Find and return each line containing "index".
── THE DATA ──
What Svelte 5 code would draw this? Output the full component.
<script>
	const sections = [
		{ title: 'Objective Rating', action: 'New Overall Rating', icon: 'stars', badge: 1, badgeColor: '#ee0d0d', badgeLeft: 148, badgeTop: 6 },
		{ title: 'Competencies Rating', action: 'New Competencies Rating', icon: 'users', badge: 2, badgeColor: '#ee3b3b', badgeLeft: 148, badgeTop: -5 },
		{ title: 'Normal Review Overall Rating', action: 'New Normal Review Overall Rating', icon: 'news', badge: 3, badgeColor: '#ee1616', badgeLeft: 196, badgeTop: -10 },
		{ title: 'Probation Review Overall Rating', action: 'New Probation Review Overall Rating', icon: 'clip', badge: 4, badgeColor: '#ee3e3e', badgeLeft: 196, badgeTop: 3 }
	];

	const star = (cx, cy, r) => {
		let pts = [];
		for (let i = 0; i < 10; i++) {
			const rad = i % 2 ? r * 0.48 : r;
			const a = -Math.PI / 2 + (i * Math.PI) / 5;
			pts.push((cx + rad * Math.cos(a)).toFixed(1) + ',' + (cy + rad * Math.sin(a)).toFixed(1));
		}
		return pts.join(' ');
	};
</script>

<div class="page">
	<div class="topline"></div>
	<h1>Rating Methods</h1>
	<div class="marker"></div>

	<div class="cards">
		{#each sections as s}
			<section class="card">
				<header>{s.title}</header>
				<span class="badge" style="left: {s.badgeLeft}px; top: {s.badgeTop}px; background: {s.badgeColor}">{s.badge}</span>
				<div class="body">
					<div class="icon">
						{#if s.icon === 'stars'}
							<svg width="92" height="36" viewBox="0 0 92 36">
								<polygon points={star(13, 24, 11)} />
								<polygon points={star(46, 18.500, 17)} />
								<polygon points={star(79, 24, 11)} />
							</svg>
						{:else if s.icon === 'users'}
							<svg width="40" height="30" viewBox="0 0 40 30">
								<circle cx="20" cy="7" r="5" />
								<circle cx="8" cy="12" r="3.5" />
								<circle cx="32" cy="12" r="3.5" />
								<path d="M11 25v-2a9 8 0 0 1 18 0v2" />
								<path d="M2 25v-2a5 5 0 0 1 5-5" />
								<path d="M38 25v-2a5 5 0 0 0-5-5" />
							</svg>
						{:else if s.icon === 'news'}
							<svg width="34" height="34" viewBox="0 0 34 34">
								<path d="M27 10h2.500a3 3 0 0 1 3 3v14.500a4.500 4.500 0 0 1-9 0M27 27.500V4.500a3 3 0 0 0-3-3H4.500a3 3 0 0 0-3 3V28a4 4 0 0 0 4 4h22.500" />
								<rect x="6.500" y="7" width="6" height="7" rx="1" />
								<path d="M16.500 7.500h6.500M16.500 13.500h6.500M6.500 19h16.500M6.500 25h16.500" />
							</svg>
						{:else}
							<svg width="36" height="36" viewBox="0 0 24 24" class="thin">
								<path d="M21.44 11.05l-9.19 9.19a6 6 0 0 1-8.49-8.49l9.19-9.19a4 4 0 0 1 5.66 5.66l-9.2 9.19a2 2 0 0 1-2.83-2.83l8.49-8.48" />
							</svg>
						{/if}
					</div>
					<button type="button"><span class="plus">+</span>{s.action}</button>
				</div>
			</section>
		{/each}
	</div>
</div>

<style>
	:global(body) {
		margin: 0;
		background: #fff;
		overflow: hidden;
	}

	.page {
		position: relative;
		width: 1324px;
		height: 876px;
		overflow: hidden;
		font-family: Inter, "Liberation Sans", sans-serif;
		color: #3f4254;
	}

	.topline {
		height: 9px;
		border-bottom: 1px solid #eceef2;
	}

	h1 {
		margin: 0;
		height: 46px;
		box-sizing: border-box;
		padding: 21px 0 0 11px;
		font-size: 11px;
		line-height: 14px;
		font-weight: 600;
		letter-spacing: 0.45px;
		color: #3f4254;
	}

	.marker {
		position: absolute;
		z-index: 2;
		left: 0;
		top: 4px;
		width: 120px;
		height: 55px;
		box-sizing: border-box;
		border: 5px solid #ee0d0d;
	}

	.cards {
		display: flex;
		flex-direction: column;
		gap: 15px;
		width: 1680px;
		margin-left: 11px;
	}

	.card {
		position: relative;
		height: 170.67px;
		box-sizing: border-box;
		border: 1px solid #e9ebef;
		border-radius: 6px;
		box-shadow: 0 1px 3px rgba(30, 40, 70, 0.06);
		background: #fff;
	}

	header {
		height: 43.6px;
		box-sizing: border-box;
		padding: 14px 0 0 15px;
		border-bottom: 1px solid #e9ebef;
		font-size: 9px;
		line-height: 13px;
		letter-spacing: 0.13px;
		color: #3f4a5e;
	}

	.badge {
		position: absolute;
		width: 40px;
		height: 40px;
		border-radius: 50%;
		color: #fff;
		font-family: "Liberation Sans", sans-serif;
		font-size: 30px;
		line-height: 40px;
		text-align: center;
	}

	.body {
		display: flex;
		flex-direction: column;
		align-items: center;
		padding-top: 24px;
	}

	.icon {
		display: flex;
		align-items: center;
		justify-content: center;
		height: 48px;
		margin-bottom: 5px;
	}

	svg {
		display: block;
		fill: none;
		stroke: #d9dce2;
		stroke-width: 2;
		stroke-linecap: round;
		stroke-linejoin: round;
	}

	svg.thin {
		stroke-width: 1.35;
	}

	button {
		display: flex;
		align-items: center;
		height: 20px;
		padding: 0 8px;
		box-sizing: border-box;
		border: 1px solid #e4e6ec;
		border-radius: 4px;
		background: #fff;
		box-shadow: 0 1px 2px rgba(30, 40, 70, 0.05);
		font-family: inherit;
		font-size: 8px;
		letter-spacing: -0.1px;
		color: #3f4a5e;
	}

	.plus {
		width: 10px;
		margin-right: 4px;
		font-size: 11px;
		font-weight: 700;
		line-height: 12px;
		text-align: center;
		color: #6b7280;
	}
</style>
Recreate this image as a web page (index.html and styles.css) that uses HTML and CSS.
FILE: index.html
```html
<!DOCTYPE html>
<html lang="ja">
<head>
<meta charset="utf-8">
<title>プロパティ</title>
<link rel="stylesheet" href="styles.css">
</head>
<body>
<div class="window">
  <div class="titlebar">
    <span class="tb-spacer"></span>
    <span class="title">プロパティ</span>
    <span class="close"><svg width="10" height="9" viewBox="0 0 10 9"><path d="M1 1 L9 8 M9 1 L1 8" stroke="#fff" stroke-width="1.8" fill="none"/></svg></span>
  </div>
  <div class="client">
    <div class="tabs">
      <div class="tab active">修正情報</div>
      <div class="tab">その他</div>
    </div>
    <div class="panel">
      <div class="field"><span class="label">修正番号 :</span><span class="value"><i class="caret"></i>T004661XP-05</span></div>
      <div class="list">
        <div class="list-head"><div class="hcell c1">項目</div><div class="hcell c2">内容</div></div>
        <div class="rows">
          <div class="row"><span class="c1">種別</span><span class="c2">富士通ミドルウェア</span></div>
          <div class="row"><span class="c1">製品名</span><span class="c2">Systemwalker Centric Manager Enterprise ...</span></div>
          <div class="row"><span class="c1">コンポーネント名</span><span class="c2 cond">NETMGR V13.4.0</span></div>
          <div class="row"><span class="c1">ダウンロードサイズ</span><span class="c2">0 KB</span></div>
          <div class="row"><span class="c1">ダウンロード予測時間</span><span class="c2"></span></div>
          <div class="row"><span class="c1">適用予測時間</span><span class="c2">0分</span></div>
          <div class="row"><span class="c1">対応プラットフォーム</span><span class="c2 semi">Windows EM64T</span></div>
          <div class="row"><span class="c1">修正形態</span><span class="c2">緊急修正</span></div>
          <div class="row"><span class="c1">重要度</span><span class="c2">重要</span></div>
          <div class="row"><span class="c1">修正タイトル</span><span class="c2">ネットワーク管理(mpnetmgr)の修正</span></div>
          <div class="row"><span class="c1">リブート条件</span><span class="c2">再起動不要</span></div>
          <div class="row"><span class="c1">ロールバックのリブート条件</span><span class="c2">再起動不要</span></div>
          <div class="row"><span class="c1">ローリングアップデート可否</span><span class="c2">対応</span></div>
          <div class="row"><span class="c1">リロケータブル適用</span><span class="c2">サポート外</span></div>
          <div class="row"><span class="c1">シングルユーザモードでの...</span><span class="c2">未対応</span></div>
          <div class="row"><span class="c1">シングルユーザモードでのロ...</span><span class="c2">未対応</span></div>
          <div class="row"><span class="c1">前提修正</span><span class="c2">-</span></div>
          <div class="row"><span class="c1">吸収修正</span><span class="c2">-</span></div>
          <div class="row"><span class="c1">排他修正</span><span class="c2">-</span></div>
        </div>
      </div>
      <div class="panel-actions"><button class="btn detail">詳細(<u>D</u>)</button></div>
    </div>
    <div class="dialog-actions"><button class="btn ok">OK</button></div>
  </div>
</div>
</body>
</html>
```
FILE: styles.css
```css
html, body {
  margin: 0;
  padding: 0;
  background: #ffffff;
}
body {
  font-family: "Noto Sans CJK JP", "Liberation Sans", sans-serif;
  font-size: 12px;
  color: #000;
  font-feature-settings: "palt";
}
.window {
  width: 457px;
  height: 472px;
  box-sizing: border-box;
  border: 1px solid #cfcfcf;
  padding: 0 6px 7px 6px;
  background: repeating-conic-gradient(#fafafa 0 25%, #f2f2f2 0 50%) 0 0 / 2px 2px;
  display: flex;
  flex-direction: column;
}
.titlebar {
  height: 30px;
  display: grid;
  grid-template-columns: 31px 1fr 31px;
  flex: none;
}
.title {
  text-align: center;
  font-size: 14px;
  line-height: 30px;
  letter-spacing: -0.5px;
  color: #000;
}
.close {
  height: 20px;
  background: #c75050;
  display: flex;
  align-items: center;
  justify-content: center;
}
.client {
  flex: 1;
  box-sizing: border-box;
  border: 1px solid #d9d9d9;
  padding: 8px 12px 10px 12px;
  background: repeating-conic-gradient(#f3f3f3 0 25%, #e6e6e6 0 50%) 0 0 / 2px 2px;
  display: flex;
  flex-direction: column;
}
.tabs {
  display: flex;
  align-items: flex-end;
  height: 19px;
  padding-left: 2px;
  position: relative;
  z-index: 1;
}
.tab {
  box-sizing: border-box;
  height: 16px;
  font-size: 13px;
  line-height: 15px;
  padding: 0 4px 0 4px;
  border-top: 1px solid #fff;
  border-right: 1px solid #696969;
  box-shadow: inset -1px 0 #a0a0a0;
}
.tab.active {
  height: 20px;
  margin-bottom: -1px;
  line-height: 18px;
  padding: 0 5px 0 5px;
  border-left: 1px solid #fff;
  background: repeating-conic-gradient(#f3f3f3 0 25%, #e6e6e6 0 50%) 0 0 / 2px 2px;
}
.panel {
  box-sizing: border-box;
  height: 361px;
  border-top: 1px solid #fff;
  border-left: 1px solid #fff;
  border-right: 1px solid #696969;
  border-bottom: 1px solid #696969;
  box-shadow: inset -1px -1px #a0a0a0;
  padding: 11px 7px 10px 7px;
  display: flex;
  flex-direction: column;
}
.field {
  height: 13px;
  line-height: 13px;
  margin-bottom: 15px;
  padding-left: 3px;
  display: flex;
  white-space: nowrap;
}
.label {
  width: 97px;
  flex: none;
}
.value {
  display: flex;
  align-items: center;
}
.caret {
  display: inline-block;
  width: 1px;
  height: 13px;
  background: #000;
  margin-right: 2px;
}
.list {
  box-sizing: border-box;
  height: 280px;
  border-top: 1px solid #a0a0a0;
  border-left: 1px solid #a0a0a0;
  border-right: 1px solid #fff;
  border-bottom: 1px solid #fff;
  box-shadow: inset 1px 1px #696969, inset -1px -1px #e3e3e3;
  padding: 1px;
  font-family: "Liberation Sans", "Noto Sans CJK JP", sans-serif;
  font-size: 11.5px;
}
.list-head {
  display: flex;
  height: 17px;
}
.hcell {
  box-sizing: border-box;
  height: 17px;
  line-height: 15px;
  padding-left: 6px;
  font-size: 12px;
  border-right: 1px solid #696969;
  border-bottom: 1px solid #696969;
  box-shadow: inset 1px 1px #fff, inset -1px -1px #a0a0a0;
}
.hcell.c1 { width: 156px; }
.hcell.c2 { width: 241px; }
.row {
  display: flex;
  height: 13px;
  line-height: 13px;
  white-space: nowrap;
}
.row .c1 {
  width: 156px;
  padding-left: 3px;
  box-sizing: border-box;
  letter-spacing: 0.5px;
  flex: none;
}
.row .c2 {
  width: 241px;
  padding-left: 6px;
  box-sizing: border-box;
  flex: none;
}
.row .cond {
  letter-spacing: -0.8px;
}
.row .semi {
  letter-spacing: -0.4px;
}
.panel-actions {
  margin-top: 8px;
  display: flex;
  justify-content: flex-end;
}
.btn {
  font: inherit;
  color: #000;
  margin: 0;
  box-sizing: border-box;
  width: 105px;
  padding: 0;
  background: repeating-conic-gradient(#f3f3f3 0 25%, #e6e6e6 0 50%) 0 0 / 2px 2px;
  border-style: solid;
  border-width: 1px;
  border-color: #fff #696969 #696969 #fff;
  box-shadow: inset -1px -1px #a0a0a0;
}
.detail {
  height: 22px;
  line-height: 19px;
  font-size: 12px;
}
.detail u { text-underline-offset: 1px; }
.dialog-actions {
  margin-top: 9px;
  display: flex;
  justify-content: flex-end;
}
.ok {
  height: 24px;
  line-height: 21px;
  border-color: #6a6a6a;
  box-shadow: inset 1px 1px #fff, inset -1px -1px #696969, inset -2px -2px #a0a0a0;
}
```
───
◆ **EXERCISE ANSWER**
		z-index: 2;
Recreate this image as a web page (index.html and styles.css) that uses HTML and CSS.
FILE: index.html
  z-index: 1;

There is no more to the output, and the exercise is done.